→ Stated goal: Report the count of lines where the string "this" appears, and nothing else.

→ Stored rows:
---
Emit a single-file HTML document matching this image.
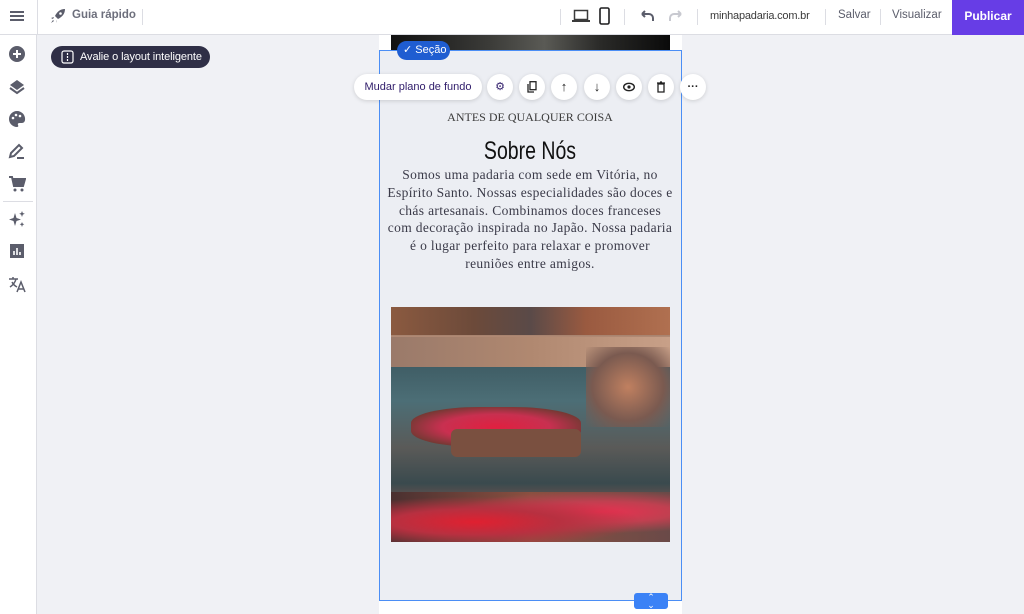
---
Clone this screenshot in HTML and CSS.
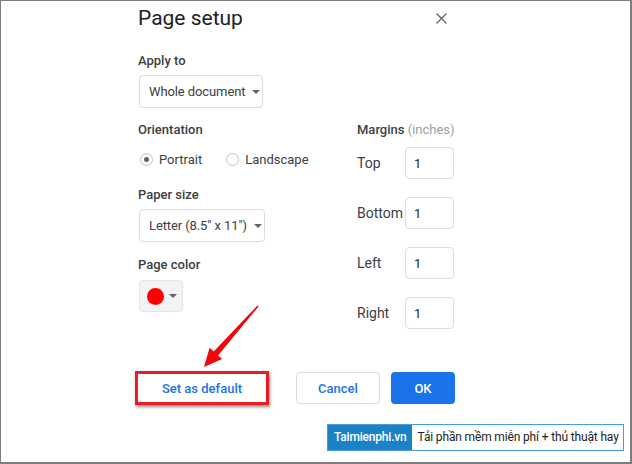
---
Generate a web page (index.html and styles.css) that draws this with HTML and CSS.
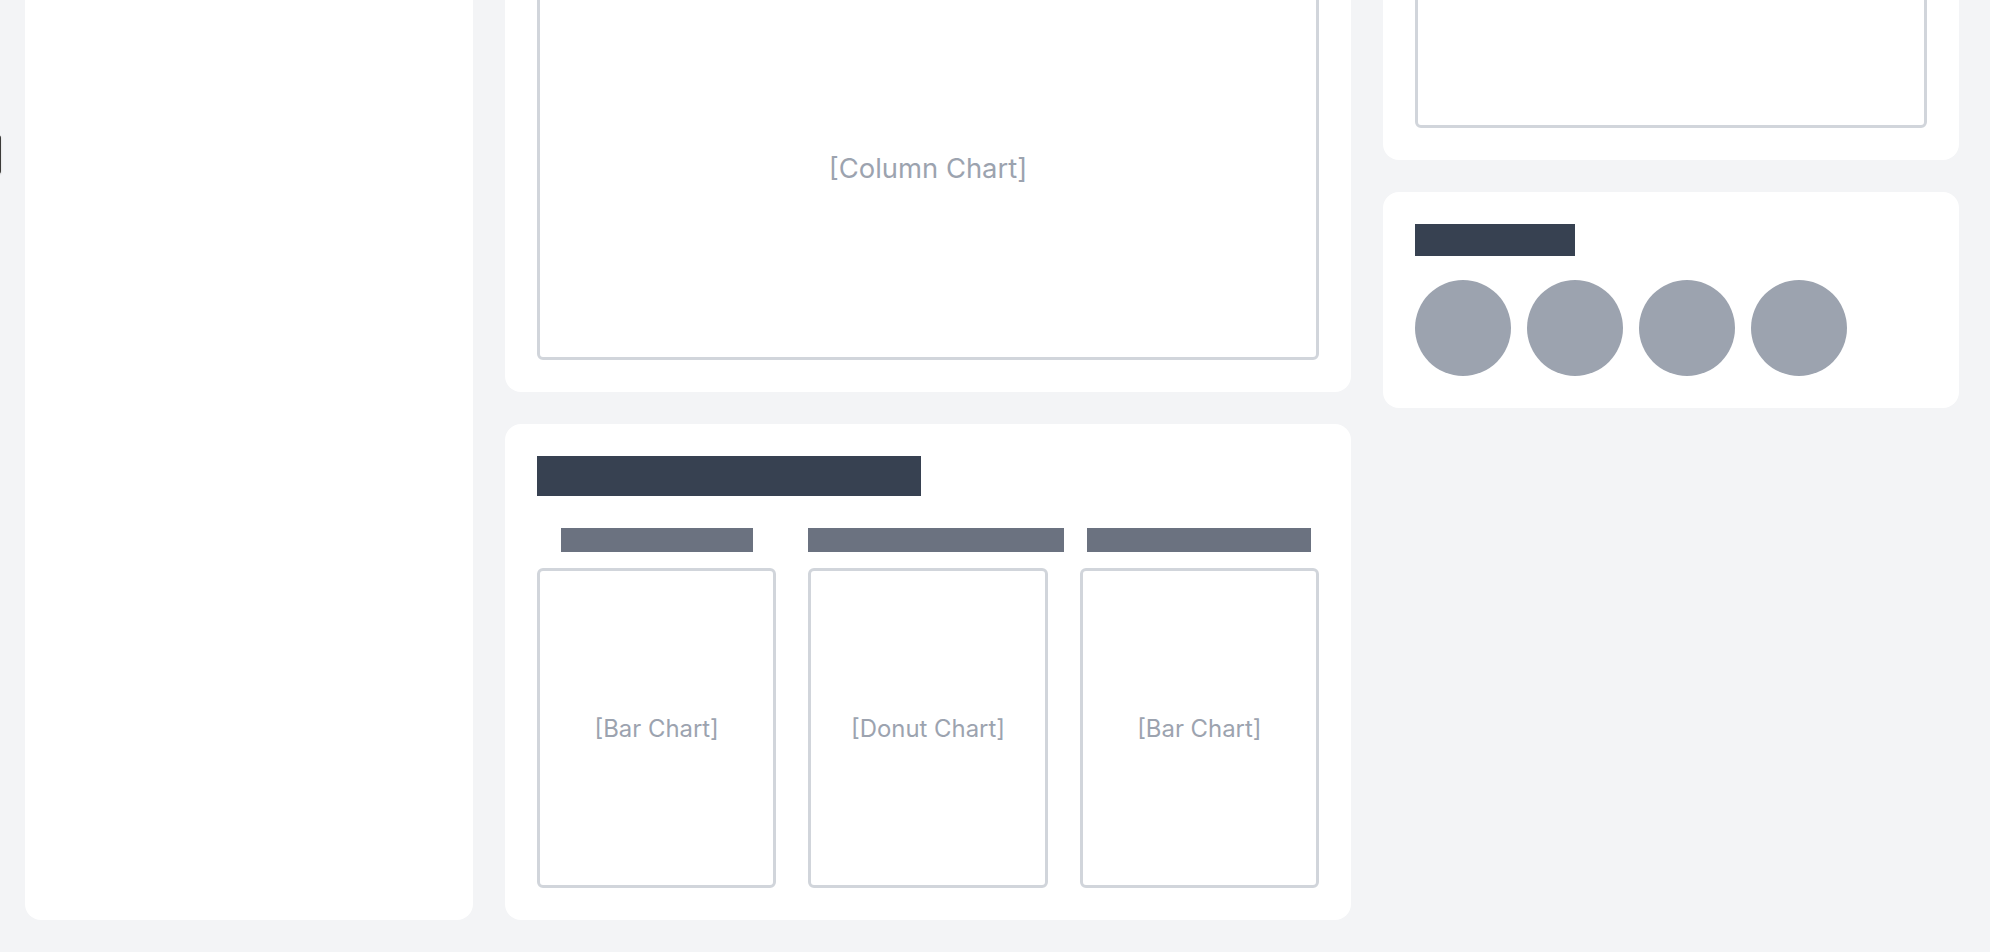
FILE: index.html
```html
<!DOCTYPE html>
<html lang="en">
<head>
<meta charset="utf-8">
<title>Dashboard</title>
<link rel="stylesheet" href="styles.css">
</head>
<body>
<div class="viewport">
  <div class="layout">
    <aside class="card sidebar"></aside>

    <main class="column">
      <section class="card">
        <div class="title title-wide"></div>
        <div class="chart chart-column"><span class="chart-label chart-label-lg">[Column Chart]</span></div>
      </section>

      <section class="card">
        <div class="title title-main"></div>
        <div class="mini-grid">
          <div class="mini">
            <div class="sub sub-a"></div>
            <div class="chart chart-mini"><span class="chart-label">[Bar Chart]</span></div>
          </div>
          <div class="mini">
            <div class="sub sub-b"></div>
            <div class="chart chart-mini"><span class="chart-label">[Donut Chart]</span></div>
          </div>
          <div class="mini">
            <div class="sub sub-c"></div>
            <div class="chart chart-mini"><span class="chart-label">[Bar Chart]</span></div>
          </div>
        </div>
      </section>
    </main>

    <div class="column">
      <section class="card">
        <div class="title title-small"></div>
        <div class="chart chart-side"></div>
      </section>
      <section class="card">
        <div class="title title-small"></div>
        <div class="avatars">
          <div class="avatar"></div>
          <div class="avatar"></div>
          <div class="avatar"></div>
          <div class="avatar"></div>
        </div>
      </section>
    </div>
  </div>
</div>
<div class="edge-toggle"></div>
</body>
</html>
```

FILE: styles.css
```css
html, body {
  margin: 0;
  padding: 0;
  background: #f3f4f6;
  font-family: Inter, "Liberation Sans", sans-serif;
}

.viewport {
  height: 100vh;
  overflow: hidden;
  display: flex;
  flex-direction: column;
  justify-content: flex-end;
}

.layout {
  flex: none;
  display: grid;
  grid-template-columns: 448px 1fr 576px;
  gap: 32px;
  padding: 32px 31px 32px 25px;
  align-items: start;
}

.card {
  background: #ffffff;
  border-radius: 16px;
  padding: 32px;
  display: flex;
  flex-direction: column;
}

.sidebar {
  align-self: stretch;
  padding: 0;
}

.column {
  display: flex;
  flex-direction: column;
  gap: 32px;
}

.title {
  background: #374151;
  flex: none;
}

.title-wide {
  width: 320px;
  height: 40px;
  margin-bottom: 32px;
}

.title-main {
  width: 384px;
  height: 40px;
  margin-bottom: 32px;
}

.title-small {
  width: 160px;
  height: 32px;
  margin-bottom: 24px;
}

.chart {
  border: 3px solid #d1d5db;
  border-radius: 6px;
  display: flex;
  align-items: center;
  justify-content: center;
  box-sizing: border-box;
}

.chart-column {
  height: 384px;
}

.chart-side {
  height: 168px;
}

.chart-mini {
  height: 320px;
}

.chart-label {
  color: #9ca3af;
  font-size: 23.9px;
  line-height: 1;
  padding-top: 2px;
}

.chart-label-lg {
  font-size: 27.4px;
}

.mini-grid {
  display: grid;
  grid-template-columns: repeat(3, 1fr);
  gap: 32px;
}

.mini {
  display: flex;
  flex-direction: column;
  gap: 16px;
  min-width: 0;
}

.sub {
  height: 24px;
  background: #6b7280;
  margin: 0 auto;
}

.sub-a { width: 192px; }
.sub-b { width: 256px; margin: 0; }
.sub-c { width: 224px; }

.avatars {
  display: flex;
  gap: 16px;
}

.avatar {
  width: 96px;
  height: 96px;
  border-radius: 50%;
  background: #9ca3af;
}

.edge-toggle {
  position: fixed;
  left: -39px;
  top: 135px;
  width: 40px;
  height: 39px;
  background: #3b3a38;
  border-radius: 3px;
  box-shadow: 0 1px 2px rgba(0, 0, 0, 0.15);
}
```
---
→ Exercise output: 3